Mopane Worms Topic of Paper Presented by UKZN Academic at Conference in Germany
A UKZN Lecturer addressed a conference in Germany on the commercialisation of the mopane worm as a food source.
Dr Lloyd Baiyegunhi of the Discipline of Agricultural Economics in the School of Agricultural, Earth and Environmental Sciences (SAEES) spoke on the issue at the annual Conference on Tropical and Subtropical Agricultural and Natural Resource Management (Tropentag), organised by the Leibniz Centre for Agricultural Landscape Research (ZALF) in Müncheberg and the Humboldt-Universität Berlin.
Baiyegunhi presented a paper titled: “Commercialisation of the Mopane Worm (Imbrasia belina) in Rural Households in the Limpopo Province, South Africa”.
Mopane worms are caterpillars from the emperor moth Imbrasia belina, which feed virtually solely on the mopane tree Colophospermum mopane. They are a valuable Non-Timber Forest Product (NTFP) resource used for subsistence and sold to generate income by rural households in southern Africa.
Baiyegunhi’s presentation was informed by the work of a UKZN Agricultural Economics Masters student, Ms Beatrice Oppong, who graduated in 2014 and was supervised by Baiyegunhi and Ms Grany Senyolo.
Three papers have been published in scientific journals from this research, covering several issues including the contribution of mopane worm to rural households’ food security and livelihood.
The paper received considerable attention at the Conference, which is a development-oriented and interdisciplinary event. Given that the theme was “Management of Land Use Systems for Enhanced Food Security - Conflicts, Controversies and Resolutions”, Baiyegunhi’s presentation fitted well into the focus by addressing the implications that continued over-exploitation and commercialisation had for long-term management of the mopane woodlands in the northern parts of South Africa.
Tropentag is designed to provide a forum for the discussion on issues such as resource management, environment, agriculture, forestry, fisheries, food, nutrition and related sciences in the context of rural development, sustainable resource use and poverty alleviation worldwide.

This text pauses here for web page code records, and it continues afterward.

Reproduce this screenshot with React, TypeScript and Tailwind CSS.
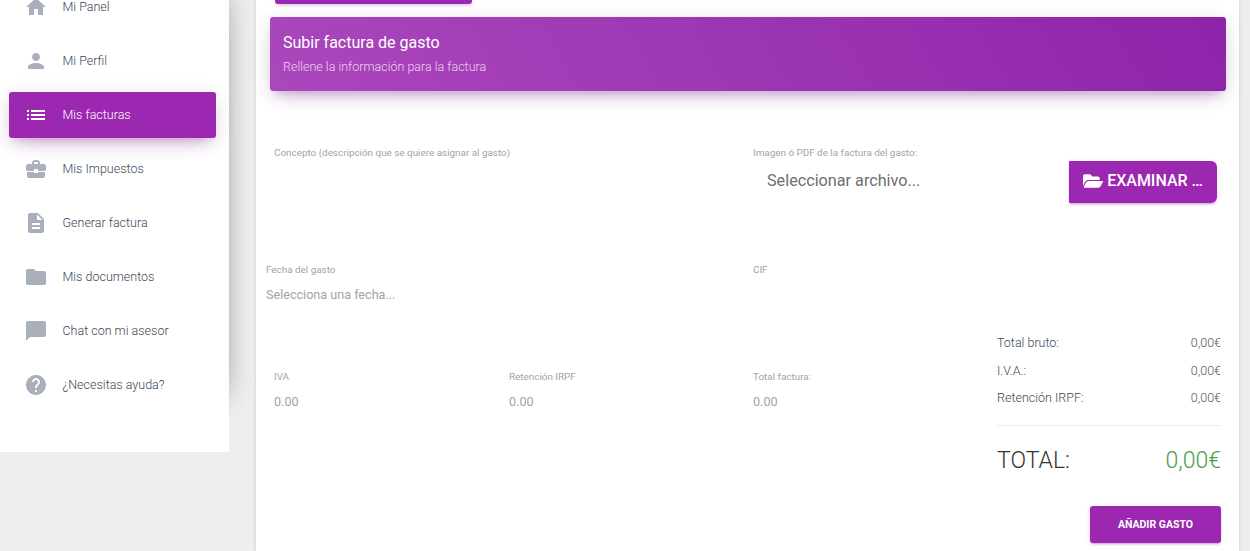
import { FaFolderOpen } from 'react-icons/fa';

const icons = {
  home: 'M10 20v-6h4v6h5v-8h3L12 3 2 12h3v8z',
  person: 'M12 12c2.21 0 4-1.79 4-4s-1.79-4-4-4-4 1.79-4 4 1.79 4 4 4zm0 2c-2.67 0-8 1.34-8 4v2h16v-2c0-2.66-5.33-4-8-4z',
  list: 'M3 13h2v-2H3v2zm0 4h2v-2H3v2zm0-8h2V7H3v2zm4 4h14v-2H7v2zm0 4h14v-2H7v2zM7 7v2h14V7H7z',
  work: 'M10 16v-1H3.01L3 19c0 1.11.89 2 2 2h14c1.11 0 2-.89 2-2v-4h-7v1h-4zm10-9h-4.01V5l-2-2h-4l-2 2v2H4c-1.1 0-2 .9-2 2v3c0 1.11.89 2 2 2h6v-2h4v2h6c1.1 0 2-.9 2-2V9c0-1.1-.9-2-2-2zm-6 0h-4V5h4v2z',
  doc: 'M14 2H6c-1.1 0-1.99.9-1.99 2L4 20c0 1.1.89 2 1.99 2H18c1.1 0 2-.9 2-2V8l-6-6zm2 16H8v-2h8v2zm0-4H8v-2h8v2zm-3-5V3.5L18.5 9H13z',
  folder: 'M10 4H4c-1.1 0-1.99.9-1.99 2L2 18c0 1.1.9 2 2 2h16c1.1 0 2-.9 2-2V8c0-1.1-.9-2-2-2h-8l-2-2z',
  chat: 'M20 2H4c-1.1 0-2 .9-2 2v18l4-4h14c1.1 0 2-.9 2-2V4c0-1.1-.9-2-2-2z',
  help: 'M12 2C6.48 2 2 6.48 2 12s4.48 10 10 10 10-4.48 10-10S17.52 2 12 2zm1 17h-2v-2h2v2zm2.07-7.75l-.9.92C13.45 12.9 13 13.5 13 15h-2v-.5c0-1.1.45-2.1 1.17-2.83l1.24-1.26c.37-.36.59-.86.59-1.41 0-1.1-.9-2-2-2s-2 .9-2 2H8c0-2.21 1.79-4 4-4s4 1.79 4 4c0 .88-.36 1.68-.93 2.25z',
};

const menu = [
  { label: 'Mi Panel', icon: icons.home },
  { label: 'Mi Perfil', icon: icons.person },
  { label: 'Mis facturas', icon: icons.list, active: true },
  { label: 'Mis Impuestos', icon: icons.work },
  { label: 'Generar factura', icon: icons.doc },
  { label: 'Mis documentos', icon: icons.folder },
  { label: 'Chat con mi asesor', icon: icons.chat },
  { label: '¿Necesitas ayuda?', icon: icons.help },
];

function Field({ label, value, className }: { label: string; value?: string; className?: string }) {
  return (
    <div className={className}>
      <div className="text-[9.9px] leading-[12px] text-[#a3a3a3]">{label}</div>
      {value && <div className="mt-[9px] text-[12.6px] leading-[20px] text-[#a3a3a3]">{value}</div>}
    </div>
  );
}

function SummaryRow({ label, value }: { label: string; value: string }) {
  return (
    <div className="flex h-[27.5px] items-center justify-between text-[12.5px] font-light text-[#3c4858]">
      <span>{label}</span>
      <span className="text-[#555555]">{value}</span>
    </div>
  );
}

export default function App() {
  return (
    <div className="flex h-[551px] items-start overflow-hidden bg-[#eeeeee] font-['Roboto',sans-serif]">
      {/* Sidebar */}
      <aside className="-mt-[16px] w-[229px] shrink-0">
        <div className="h-[408px] bg-white shadow-[0_10px_30px_-12px_rgba(0,0,0,0.42),0_4px_25px_0_rgba(0,0,0,0.12)]">
          <nav className="relative z-10 flex flex-col gap-2 pr-[13px] pl-[9px]">
            {menu.map((item) => (
              <div
                key={item.label}
                className={
                  item.active
                    ? 'flex h-[46px] items-center rounded-[3px] bg-[#9c27b0] text-white shadow-[0_12px_20px_-10px_rgba(156,39,176,0.28),0_4px_20px_0_rgba(0,0,0,0.12),0_7px_8px_-5px_rgba(156,39,176,0.2)]'
                    : 'flex h-[46px] items-center text-[#3c4858]'
                }
              >
                <svg viewBox="0 0 24 24" className={`ml-[15px] h-[24px] w-[24px] ${item.active ? 'fill-white' : 'fill-[#a9afbb]'}`}>
                  <path d={item.icon} />
                </svg>
                <span className="ml-[14.5px] text-[12.5px] font-light">{item.label}</span>
              </div>
            ))}
          </nav>
        </div>
        <div className="relative h-[60px] bg-white" />
      </aside>

      {/* Main card */}
      <main className="ml-[27px] h-[551px] w-[983px] shrink-0 bg-white px-[14px] shadow-[0_1px_4px_0_rgba(0,0,0,0.14)]">
        <div className="ml-[5px] h-[4px] w-[197px] rounded-b-[3px] bg-[#9c27b0] shadow-[0_2px_2px_0_rgba(156,39,176,0.14),0_3px_1px_-2px_rgba(156,39,176,0.2),0_1px_5px_0_rgba(156,39,176,0.12)]" />

        <header className="mt-[13px] h-[74px] w-[956px] rounded-[3px] bg-[linear-gradient(60deg,#ab47bc,#8e24aa)] px-[13px] pt-[15px] shadow-[0_12px_20px_-10px_rgba(156,39,176,0.28),0_4px_20px_0_rgba(0,0,0,0.12),0_7px_8px_-5px_rgba(156,39,176,0.2)]">
          <h1 className="text-[16px] leading-[21px] font-normal text-white">Subir factura de gasto</h1>
          <p className="mt-[5px] text-[12.5px] leading-[18px] font-light text-[#ecd3f0]">Rellene la información para la factura</p>
        </header>

        {/* Concepto / archivo */}
        <div className="mt-[56px] flex h-[114px]">
          <Field className="ml-[4px] w-[479px]" label="Concepto (descripción que se quiere asignar al gasto)" />
          <div className="flex-1">
            <Field label="Imagen ó PDF de la factura del gasto:" />
            <div className="-mt-[3px] flex items-start">
              <span className="mt-[14px] ml-[14px] w-[302px] text-[16.2px] leading-[22px] text-[#6e6e6e]">Seleccionar archivo...</span>
              <button className="mt-[5px] flex h-[42px] w-[148px] items-center justify-center gap-[4px] rounded-l-[1px] rounded-r-[6px] bg-[#9c27b0] pb-[2px] text-[16px] font-medium text-white shadow-[0_2px_2px_0_rgba(156,39,176,0.14),0_3px_1px_-2px_rgba(156,39,176,0.2),0_1px_5px_0_rgba(156,39,176,0.12)]">
                <FaFolderOpen className="h-[20px] w-[20px]" />
                EXAMINAR …
              </button>
            </div>
          </div>
        </div>

        {/* Fecha / CIF */}
        <div className="mt-[3px] flex h-[65px]">
          <Field className="ml-[-4px] w-[487px]" label="Fecha del gasto" value="Selecciona una fecha..." />
          <Field label="CIF" />
        </div>

        {/* Importes y resumen */}
        <div className="flex items-start">
          <div className="mt-[42px] flex w-[727px]">
            <Field className="ml-[4px] w-[235px]" label="IVA" value="0.00" />
            <Field className="w-[244px]" label="Retención IRPF" value="0.00" />
            <Field label="Total factura:" value="0.00" />
          </div>
          <div className="w-[224px] pt-[1px]">
            <SummaryRow label="Total bruto:" value="0,00€" />
            <SummaryRow label="I.V.A.:" value="0,00€" />
            <SummaryRow label="Retención IRPF:" value="0,00€" />
            <div className="mt-[12.5px] border-t border-[#eeeeee]" />
            <div className="mt-[15px] flex items-center justify-between text-[23px] leading-[40px] font-light text-[#333333]">
              <span>TOTAL:</span>
              <span className="text-[#43a047]">0,00€</span>
            </div>
            <div className="mt-[25px] flex justify-end">
              <button className="h-[37px] w-[131px] rounded-[3px] bg-[#9c27b0] text-[10.5px] font-bold text-white shadow-[0_2px_2px_0_rgba(156,39,176,0.14),0_3px_1px_-2px_rgba(156,39,176,0.2),0_1px_5px_0_rgba(156,39,176,0.12)]">
                AÑADIR GASTO
              </button>
            </div>
          </div>
        </div>
      </main>
    </div>
  );
}
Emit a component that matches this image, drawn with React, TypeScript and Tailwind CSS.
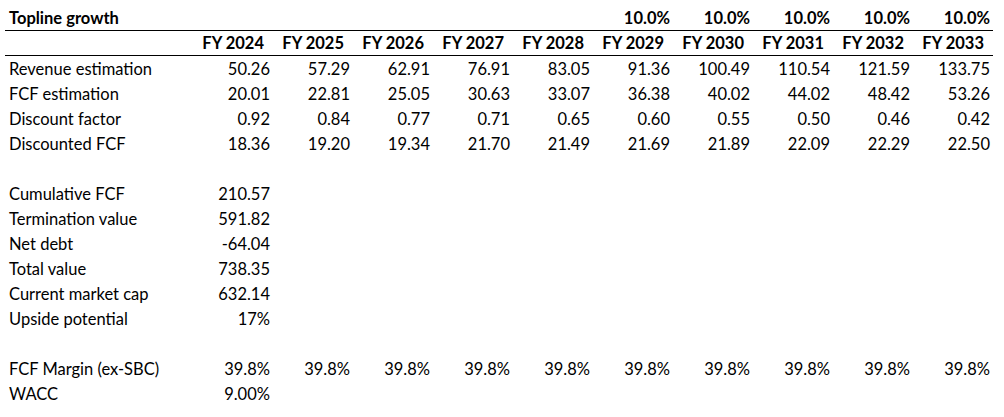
const years = ['FY 2024', 'FY 2025', 'FY 2026', 'FY 2027', 'FY 2028', 'FY 2029', 'FY 2030', 'FY 2031', 'FY 2032', 'FY 2033'];

const projections: [string, string[]][] = [
  ['Revenue estimation', ['50.26', '57.29', '62.91', '76.91', '83.05', '91.36', '100.49', '110.54', '121.59', '133.75']],
  ['FCF estimation', ['20.01', '22.81', '25.05', '30.63', '33.07', '36.38', '40.02', '44.02', '48.42', '53.26']],
  ['Discount factor', ['0.92', '0.84', '0.77', '0.71', '0.65', '0.60', '0.55', '0.50', '0.46', '0.42']],
  ['Discounted FCF', ['18.36', '19.20', '19.34', '21.70', '21.49', '21.69', '21.89', '22.09', '22.29', '22.50']],
];

const summary: [string, string][] = [
  ['Cumulative FCF', '210.57'],
  ['Termination value', '591.82'],
  ['Net debt', '-64.04'],
  ['Total value', '738.35'],
  ['Current market cap', '632.14'],
  ['Upside potential', '17%'],
];

function Row({ label, values, bold, border, header }: { label?: string; values: string[]; bold?: boolean; border?: boolean; header?: boolean }) {
  return (
    <div className={`grid grid-cols-[188px_repeat(10,80px)] h-[25px] items-end pb-[2px] ${border ? 'border-b border-black' : ''} ${bold ? 'font-bold' : ''}`}>
      <div className="pl-1 whitespace-nowrap">{label}</div>
      {Array.from({ length: 10 }).map((_, i) => (
        <div key={i} className={`text-right whitespace-nowrap ${header ? 'pr-[9px]' : 'pr-[3px]'}`}>{values[i] ?? ''}</div>
      ))}
    </div>
  );
}

export default function App() {
  return (
    <div className="w-[1004px] h-[417px] bg-white text-black font-['Lato',sans-serif] text-[16.5px] leading-[20px]">
      <div className="pl-[5px] pt-[6px] w-[993px]">
        <Row label="Topline growth" values={['', '', '', '', '', '10.0%', '10.0%', '10.0%', '10.0%', '10.0%']} bold border />
        <Row values={years} bold border header />
        {projections.map(([label, vals]) => (
          <Row key={label} label={label} values={vals} />
        ))}
        <Row values={[]} />
        {summary.map(([label, v]) => (
          <Row key={label} label={label} values={[v]} />
        ))}
        <Row values={[]} />
        <Row label="FCF Margin (ex-SBC)" values={Array(10).fill('39.8%')} />
        <Row label="WACC" values={['9.00%']} />
      </div>
    </div>
  );
}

The Conference attracted more than 1 000 participants from 62 countries - an all-time record for the annual event. According to Baiyegunhi, the event featured interesting, encouraging, and sometimes controversial discussions as well as many impressive posters documenting high level research, with over 140 oral presentations covering all fields of research related to development.